A century ago, uptime was the critical measure of system success. For the most part, maintenance was reactionary; if cold air wasn’t being delivered, something got fixed. That was followed by a focus on maintaining occupant comfort and increasing efficiency, which meant maintenance became more routine, more proactive.
With today’s ultra-efficient components and optimised central plants, maintenance is predictive. In fact, predictive maintenance, the ability to identify issues before they become problems, is essential to maintaining the optimisation of today’s central chiller water plants.
Predictive maintenance also places an inherently-different responsibility on the people who are providing service. To make sure efficiency levels are being maintained over the plant’s entire life cycle, performance data must be regularly measured, verified and managed as part of a continuous commissioning process.
Measurement, verification and management
The pinnacle of the optimisation pyramid is measurement, verification and management.
When real-time data is available anytime, anywhere, issues such as performance drift can be identified long before the degradation results in significant loss of efficiency or, at worse, equipment failure.

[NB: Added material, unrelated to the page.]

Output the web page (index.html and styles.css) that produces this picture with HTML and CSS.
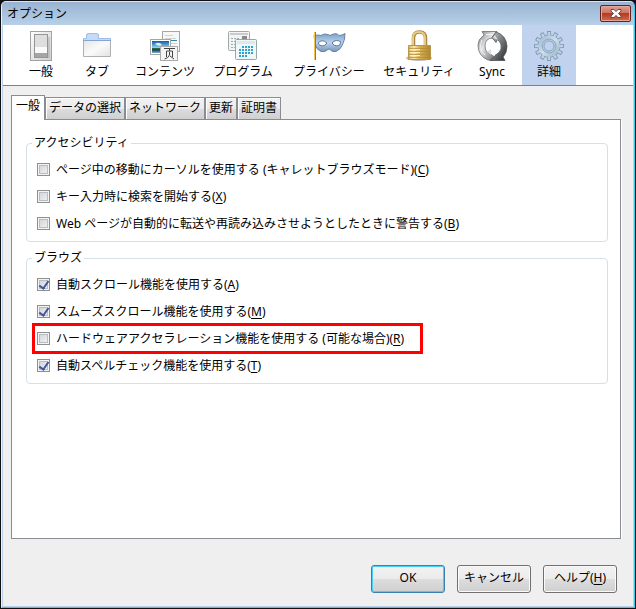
FILE: index.html
```
<!DOCTYPE html>
<html lang="ja">
<head>
<meta charset="utf-8">
<title>オプション</title>
<link rel="stylesheet" href="styles.css">
</head>
<body>
<div class="window">
  <header class="titlebar">
    <h1 class="title">オプション</h1>
    <button class="close" type="button" aria-label="閉じる">
      <svg width="12" height="9" viewBox="0 0 12 9"><path d="M1 .5h3l2 2 2-2h3v1.500L8.500 4.500 11 7v1.500H8l-2-2-2 2H1V7l2.500-2.500L1 2z" fill="#fff" stroke="#64484a"/></svg>
    </button>
  </header>
  <nav class="toolbar">
    <button class="tool" type="button">
      <svg class="icon" width="32" height="32" viewBox="0 0 32 32">
        <defs><linearGradient id="plate" x2="1" y2="1"><stop stop-color="#fff"/><stop offset="1" stop-color="#cfcfcf"/></linearGradient></defs>
        <rect x="5.500" y="1.500" width="21" height="29" fill="url(#plate)" stroke="#a2a2a2"/>
        <path d="M11 7h14v21H11z" fill="#aaa" opacity=".5"/>
        <rect x="9.500" y="4.500" width="13" height="23" fill="#dedede" stroke="#959595"/>
        <path d="M10 17h12v6H10z" fill="#fafafa"/><path d="M10 23h12v4H10z" fill="#a5a5a5"/>
      </svg>一般</button>
    <button class="tool" type="button">
      <svg class="icon" width="32" height="32" viewBox="0 0 32 32">
        <defs><linearGradient id="folder" x2="1" y2="1"><stop stop-color="#e5e5e5"/><stop offset=".5" stop-color="#fafafa"/><stop offset="1" stop-color="#e2e2e2"/></linearGradient></defs>
        <path d="M2.500 12V8.500h3v-4h1v-1h10v1h1v4h12V12z" fill="#c4dafa" stroke="#9fbde6"/>
        <path d="M2.500 10.500h27v16h-27z" fill="url(#folder)" stroke="#b0b0b0"/>
        <path d="M3 9.500h26" stroke="#c4dafa"/><path d="M2 10.500h28" stroke="#86a4d0"/>
      </svg>タブ</button>
    <button class="tool" type="button">
      <svg class="icon" width="32" height="32" viewBox="0 0 32 32">
        <defs><linearGradient id="sky" x2="0" y2="1"><stop stop-color="#1259aa"/><stop offset=".55" stop-color="#8cd2f3"/><stop offset=".6" stop-color="#386c49"/><stop offset=".75" stop-color="#173f53"/><stop offset="1" stop-color="#82b7d5"/></linearGradient></defs>
        <rect x="13.500" y="1.500" width="17" height="20" fill="#f7f7f7" stroke="#a6a6a6"/>
        <path d="M16 5.500h8M16 8.500h11M20 13.500h8" stroke="#cfd1d3"/><path d="M21 10.500h7" stroke="#378a9e"/>
        <rect x="1.500" y="9.500" width="20" height="15" fill="#fff" stroke="#a6a6a6"/>
        <path d="M3 11h17v12H3z" fill="url(#sky)"/><path d="M6 14q4-3 7 1-3 2-7-1z" fill="#d9f4ff"/>
        <rect x="11.500" y="16.500" width="17" height="14" fill="#f5f5f5" stroke="#aaa"/>
        <g fill="none" stroke="#444"><path d="M15 18.500h11M20.500 18v3M17.500 27v-6h6V27M20.500 22v3q-1 3-5 4M21 26l4 3"/></g>
      </svg>コンテンツ</button>
    <button class="tool" type="button">
      <svg class="icon" width="32" height="32" viewBox="0 0 32 32">
        <rect x="1.500" y="1.500" width="21" height="19" rx="1" fill="#f4f4f4" stroke="#a0a8a8"/>
        <path d="M3 3h18v2H3z" fill="#c8cccc"/><path d="M15 6h5v4h-5z" fill="#888"/>
        <path d="M4 8.500h9M4 11.500h5M4 14.500h5M4 17.500h5" stroke="#9bafb2" stroke-dasharray="2 1"/>
        <rect x="8.500" y="9.500" width="21" height="20" rx="1" fill="#f0f7f8" stroke="#95a7aa"/>
        <path d="M10 11h18v3H10z" fill="#dce8ea"/>
        <path d="M15 17h12M12 20h15M12 23h15M12 26h9" stroke="#2da4cc" stroke-width="2" stroke-dasharray="2 1"/>
      </svg>プログラム</button>
    <button class="tool" type="button">
      <svg class="icon" width="34" height="32" viewBox="0 0 34 32">
        <defs><linearGradient id="mask" x2="0" y2="1"><stop stop-color="#7d9fc4"/><stop offset=".5" stop-color="#b9d4ee"/><stop offset="1" stop-color="#7594b7"/></linearGradient></defs>
        <path d="M2 5.500q4-1 7 0 3-2.500 7-1l2 1 2-1q5-2 7 1 3 0 6-2 0 6-2 10-2 6-7 8-4 1-6-2-1-1-2 0-3 3-7 2-5-2-6-8z" fill="url(#mask)" stroke="#6b84a4"/>
        <path d="M6 13q4-4.500 9 0-2 3-5 3-3-.5-4-3zM20 13q4-4.500 9-1-1 4-4 4-3 0-5-3z" fill="#fff" stroke="#5b7a9c"/>
        <path d="M3 2v28" stroke="#af7410" stroke-width="2"/><path d="M2.500 2v28" stroke="#f3c653"/>
      </svg>プライバシー</button>
    <button class="tool" type="button">
      <svg class="icon" width="32" height="32" viewBox="0 0 32 32">
        <defs><linearGradient id="brass" x2="1" y2="0"><stop stop-color="#d8b45e"/><stop offset=".25" stop-color="#f9e5a8"/><stop offset=".5" stop-color="#d8b253"/><stop offset="1" stop-color="#b0842c"/></linearGradient></defs>
        <ellipse cx="16" cy="28" rx="13" ry="3" fill="#777" opacity=".5"/>
        <path d="M10.500 16V8q0-6 6-6t6 6v8" fill="none" stroke="#a88540" stroke-width="3.500"/>
        <path d="M10 16V8q0-6 6-6t6 6v8" fill="none" stroke="#e5cc89" stroke-width="2"/>
        <path d="M5.500 15.500h22v14h-22z" fill="url(#brass)" stroke="#b8954b"/>
        <path d="M6 18.500h21M6 21.500h21M6 24.500h21M6 27.500h21" stroke="#b38b3a" opacity=".7"/><path d="M7 19.500h10M7 22.500h10M7 25.500h10" stroke="#fff0b6"/>
      </svg>セキュリティ</button>
    <button class="tool" type="button">
      <svg class="icon" width="32" height="32" viewBox="0 0 32 32">
        <defs><linearGradient id="steel" x2="1" y2="1"><stop stop-color="#7b7f81"/><stop offset=".4" stop-color="#e2e4e5"/><stop offset="1" stop-color="#54585a"/></linearGradient><linearGradient id="steel-dark" x2="1" y2="1"><stop stop-color="#c4c8ca"/><stop offset=".5" stop-color="#74787a"/><stop offset="1" stop-color="#25282a"/></linearGradient></defs>
        <path d="M6 1.500h15L17 8q-8 0-8 8 0 7 7 9 2 3 7 3-5 3-11 2Q2 26 2 15 2 9 8 5z" fill="url(#steel)" stroke="#6b7072" stroke-width=".8"/>
        <path d="M20 2q10 3 11 14 0 7-4 11l2 3.500H14l5-5 4-3q3-3 2-8-1-4-4-5l-1 3-4-5z" fill="url(#steel-dark)" stroke="#4c5154" stroke-width=".8"/>
        <path d="M17 8l2-3 3 5M11 22l4-3v6" fill="#d8dadb"/>
        <path d="M10 4.500h7M6 10q-4 9 3 15" fill="none" stroke="#f1f2f2"/>
      </svg>Sync</button>
    <button class="tool selected" type="button" aria-pressed="true">
      <svg class="icon" width="32" height="32" viewBox="0 0 32 32">
        <defs><linearGradient id="gear" x2="1" y2="1"><stop stop-color="#9ab5d0"/><stop offset=".5" stop-color="#cfdfeb"/><stop offset="1" stop-color="#94b2c2"/></linearGradient></defs>
        <g stroke="#7f9bb8" stroke-width="4"><path id="teeth" d="M16 1v30M1 16h30"/><use href="#teeth" transform="rotate(30 16 16)"/><use href="#teeth" transform="rotate(60 16 16)"/></g>
        <circle cx="16" cy="16" r="11.500" fill="#7f9bb8"/>
        <g stroke="#bdd2e2" stroke-width="2.400"><path id="cogs" d="M16 2v28M2 16h28"/><use href="#cogs" transform="rotate(30 16 16)"/><use href="#cogs" transform="rotate(60 16 16)"/></g>
        <circle cx="16" cy="16" r="10.800" fill="url(#gear)"/>
        <circle cx="16" cy="16" r="7" fill="#b5cbdf" stroke="#8ba7c2"/>
        <circle cx="16" cy="16" r="5" fill="#c1d2ee" stroke="#8ba7c2"/>
      </svg>詳細</button>
  </nav>
  <main class="content">
    <div class="tabs" role="tablist">
      <button class="tab active" type="button" role="tab" aria-selected="true">一般</button>
      <button class="tab" type="button" role="tab">データの選択</button>
      <button class="tab" type="button" role="tab">ネットワーク</button>
      <button class="tab" type="button" role="tab">更新</button>
      <button class="tab" type="button" role="tab">証明書</button>
    </div>
    <section class="panel" role="tabpanel">
      <fieldset class="group">
        <legend>アクセシビリティ</legend>
        <label class="option"><input type="checkbox"><span>ページ中の移動にカーソルを使用する (キャレットブラウズモード)(<u>C</u>)</span></label>
        <label class="option"><input type="checkbox"><span>キー入力時に検索を開始する(<u>X</u>)</span></label>
        <label class="option"><input type="checkbox"><span>Web ページが自動的に転送や再読み込みさせようとしたときに警告する(<u>B</u>)</span></label>
      </fieldset>
      <fieldset class="group">
        <legend>ブラウズ</legend>
        <label class="option"><input type="checkbox" checked><span>自動スクロール機能を使用する(<u>A</u>)</span></label>
        <label class="option"><input type="checkbox" checked><span>スムーズスクロール機能を使用する(<u>M</u>)</span></label>
        <label class="option highlighted"><input type="checkbox"><span>ハードウェアアクセラレーション機能を使用する (可能な場合)(<u>R</u>)</span></label>
        <label class="option"><input type="checkbox" checked><span>自動スペルチェック機能を使用する(<u>T</u>)</span></label>
      </fieldset>
    </section>
  </main>
  <footer class="actions">
    <button class="action default" type="button">OK</button>
    <button class="action" type="button">キャンセル</button>
    <button class="action" type="button">ヘルプ(<u>H</u>)</button>
  </footer>
</div>
</body>
</html>
```
FILE: styles.css
```
* { box-sizing: border-box; }

body {
  margin: 0;
  padding: 1px;
  min-height: 100vh;
  display: flex;
  background: #101014;
  color: #000;
  font: 12px/16px "Noto Sans", "Noto Sans CJK JP", sans-serif;
}

button { font: inherit; color: inherit; margin: 0; }

u { text-underline-offset: 2px; }

.window {
  flex: 1;
  min-width: 0;
  display: flex;
  flex-direction: column;
  padding: 0 1px 1px;
  border: 1px solid #3cc8e8;
  border-top-color: #d8e4f0;
  border-left-color: #eaf3fc;
  border-radius: 5px 5px 0 0;
  background: linear-gradient(#98b4d2, #b9d1ea 24px);
}

.titlebar {
  height: 23px;
  padding: 0 2px 0 4px;
  display: flex;
  align-items: center;
  justify-content: space-between;
}

.title { margin: 0; font-size: 12px; font-weight: 400; }

.close {
  width: 31px;
  height: 17px;
  padding: 0;
  display: flex;
  align-items: center;
  justify-content: center;
  border: 1px solid #5a2428;
  border-radius: 2px;
  box-shadow: inset 0 0 0 1px #e6a798;
  background: linear-gradient(#e0a193, #cf7460 45%, #b8391f 50%, #cc6c50);
}

.toolbar {
  display: grid;
  grid-template-columns: 54px 58px 78px 78px 94px 86px 60px 54px;
  padding-left: 11px;
  background: #fff;
  border-bottom: 1px solid #808080;
}

.tool {
  height: 60px;
  padding: 5px 0 0;
  display: flex;
  flex-direction: column;
  align-items: center;
  gap: 2px;
  border: 0;
  background: none;
  white-space: nowrap;
}

.tool.selected { background: #c1d2ee; }

.icon { height: 32px; }

.content {
  flex: 1;
  display: flex;
  flex-direction: column;
  padding: 9px 12px 0 8px;
  background: #efefef;
}

.tabs { display: flex; align-items: flex-end; }

.tab {
  height: 22px;
  padding: 0 3px 2px;
  border: 1px solid #898c95;
  border-bottom: 0;
  box-shadow: inset 1px 1px #fff;
  background: linear-gradient(#f2f2f2, #ebebeb 50%, #dddddd 50%, #cfcfcf);
  white-space: nowrap;
}

.tab.active {
  height: 25px;
  margin-bottom: -1px;
  padding: 0 4px 5px;
  z-index: 1;
  background: #fff;
}

.panel {
  flex: 1;
  padding: 15px 12px 0 14px;
  border: 1px solid #898c95;
  box-shadow: 1px 1px #fff;
  background: #fff;
}

.group {
  min-width: 0;
  margin: 0 0 8px;
  padding: 8px 10px 7px;
  display: flex;
  flex-direction: column;
  align-items: flex-start;
  gap: 6px;
  border: 1px solid #d5dfe5;
  border-radius: 4px;
}

.group legend { margin-left: -5px; padding: 0 2px; }

.option {
  height: 21px;
  display: flex;
  align-items: center;
  gap: 6px;
}

.option.highlighted {
  padding-right: 14px;
  outline: 3px solid #f00;
  outline-offset: 2px;
}

.option input {
  appearance: none;
  flex: none;
  width: 13px;
  height: 13px;
  margin: 0;
  display: grid;
  place-items: center;
  border: 1px solid #8e8f8f;
  box-shadow: inset 0 0 0 1px #f4f4f4, inset 0 0 0 2px #b8bdc5;
  background: linear-gradient(135deg, #cbcfd5, #f6f6f6);
}

.option input:checked::after {
  content: "";
  width: 4px;
  height: 8px;
  margin-bottom: 2px;
  border: solid #3f559c;
  border-width: 0 2px 2px 0;
  transform: rotate(35deg);
}

.actions {
  padding: 26px 16px 13px;
  display: flex;
  justify-content: flex-end;
  gap: 12px;
  background: #efefef;
}

.action {
  width: 74px;
  height: 28px;
  padding: 0 0 2px;
  border: 1px solid #707070;
  border-radius: 3px;
  box-shadow: inset 0 0 0 1px #fafafa;
  background: linear-gradient(#f2f2f2, #ebebeb 50%, #dddddd 50%, #cfcfcf);
  white-space: nowrap;
}

.action.default {
  border-color: #3c7fb1;
  box-shadow: inset 0 0 0 1px #48d0f4;
}
```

Today, web-based tools are available 24/7 and act as a continuous feedback loop by providing detailed, real-time and historical performance data so operators can quickly detect, diagnose and resolve system faults. Data is made visible via easy-to-read graphs and charts and analysis tools allow for the quick diagnosis of faults. Alerts and notifications are sent automatically.
Sophisticated yet simple to use, these emerging measurement tools enable continuous commissioning to be more effective. Early adopters say they’re amazed at the level of available, actionable data these tools provide.
ASHRAE is taking notice of the value delivered by real-time measurement, verification and management data. The society is considering the development of a building classification system that would require owners to continuously measure the performance of the central plant and regularly post updated efficiency levels.
Taking the steps
As shown in this article, it takes a holistic approach, a ‘whole-building’ philosophy known as central plant optimisation, to provide the levels of energy and operational savings today’s consulting engineers and building owners require. Anything less delivers disappointing results.
Don’t be fooled by those who claim that any one step, or any subset of these seven steps, provides the silver bullet that leads to commercial plant room optimisation.
Instead, take the time to think critically about your current situation. Perhaps you’ve already implemented some of these seven steps. Use this as a guide to show you what’s missing, so you can maximise the investments in efficiency you’ve already made to achieve peak performance. Once fully implemented, central plant optimisation can deliver central plant energy savings of up to 60 per cent.
Achieving true central plant optimisation will also require partnering with a provider who embraces this holistic approach, offers standardised, scalable solutions and can demonstrate proven performance.
With the right partner, the right mindset and a commitment to take each of the seven steps, you can reach the pinnacle of efficiency today.
Today’s opportunity may be tomorrow’s mandate.